Although there is some of Howells influence in this book, Tarkington does not succumb to the artistic sterility of his mentor. This author is able to tell an interesting story and to develop characters that are not only realistic, but invoke an emotional response from the reader. And although the ending seems to me a little contrived and more in keeping with some of the "realist" writers of the early twentieth century, Tarkington's novel is, in the end, successful and offers an enjoyable reading experience.

A magnificent book5
"Magnificent" is the word to describe this book. Epic in scope, it follows the rise and fall of the Ambersons as the spoiled and arrogant George Minafer grows up. I enjoyed the somewhat melodramatic story and found many parallels between these times and the world of today. The plot is emotional and powerful, and it is easy to see why Orson Welles would have wanted so much to make it a film.

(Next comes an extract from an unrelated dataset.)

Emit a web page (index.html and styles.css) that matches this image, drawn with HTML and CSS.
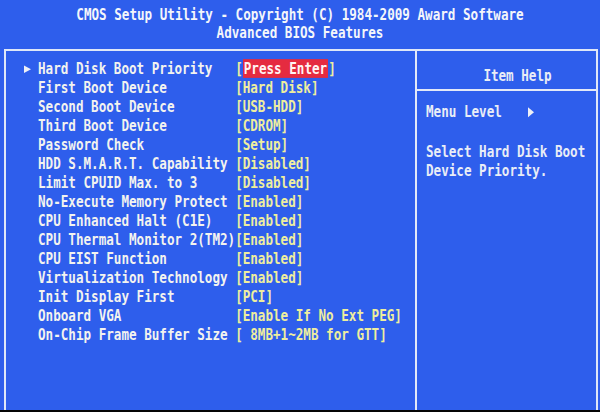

What makes the book especially interesting, however, is Booth Tarkington's ability to understand and describe the changes going through America at the time. The setting is more than just a "character;" it dictates the circumstances of its inhabitants. It provides the foundation for the way of life they must live. This is not only a tale of George and his family falling from great heights, but also a record of how a small town grew into a city, how automobiles changed the landscape in which we live, how people were forced to adapt to this unsympathetic setting between the late nineteenth and early twentieth centuries. He writes mainly from George's point of view, so there is a romantic, nostalgic vision of how things once were, but Tarkington is not fooled into believing that technological and social change has not made some things better, just as he isn't fooled into thinking they haven't made some things worse. What the Ambersons saw as tragedy and loss, others saw as opportunity. I percieved no moral lesson or message; this book is about the tragedy and loss of a proud clan unable to comprehend that in an industrial age, life was no longer static.

(There is also a good lesson in here on the risks of not diversifying your investments!)

thankfully saved from the ash heap5
This Pulitzer Prize winning novel tells the story of the decline of the once magnificent Amberson family, the leading family of a Midwestern city at the turn of the century.

George Amberson Minafer is the spoiled young heir to the Amberson fortune, but America is now entering the automobile age & the conservative Ambersons are ill equiped to deal with the rapid changes.

Tarkington intertwines two tragic love stories with the theme of the Ambersons decline and produces one of the really great forgotten novels that I've ever read. Perhaps the book got lost because of the great screen version that Orson Welles produced, but whatever the reason, this is a book that deserves a wider audience and Modern Library is to be applauded for including it on the list.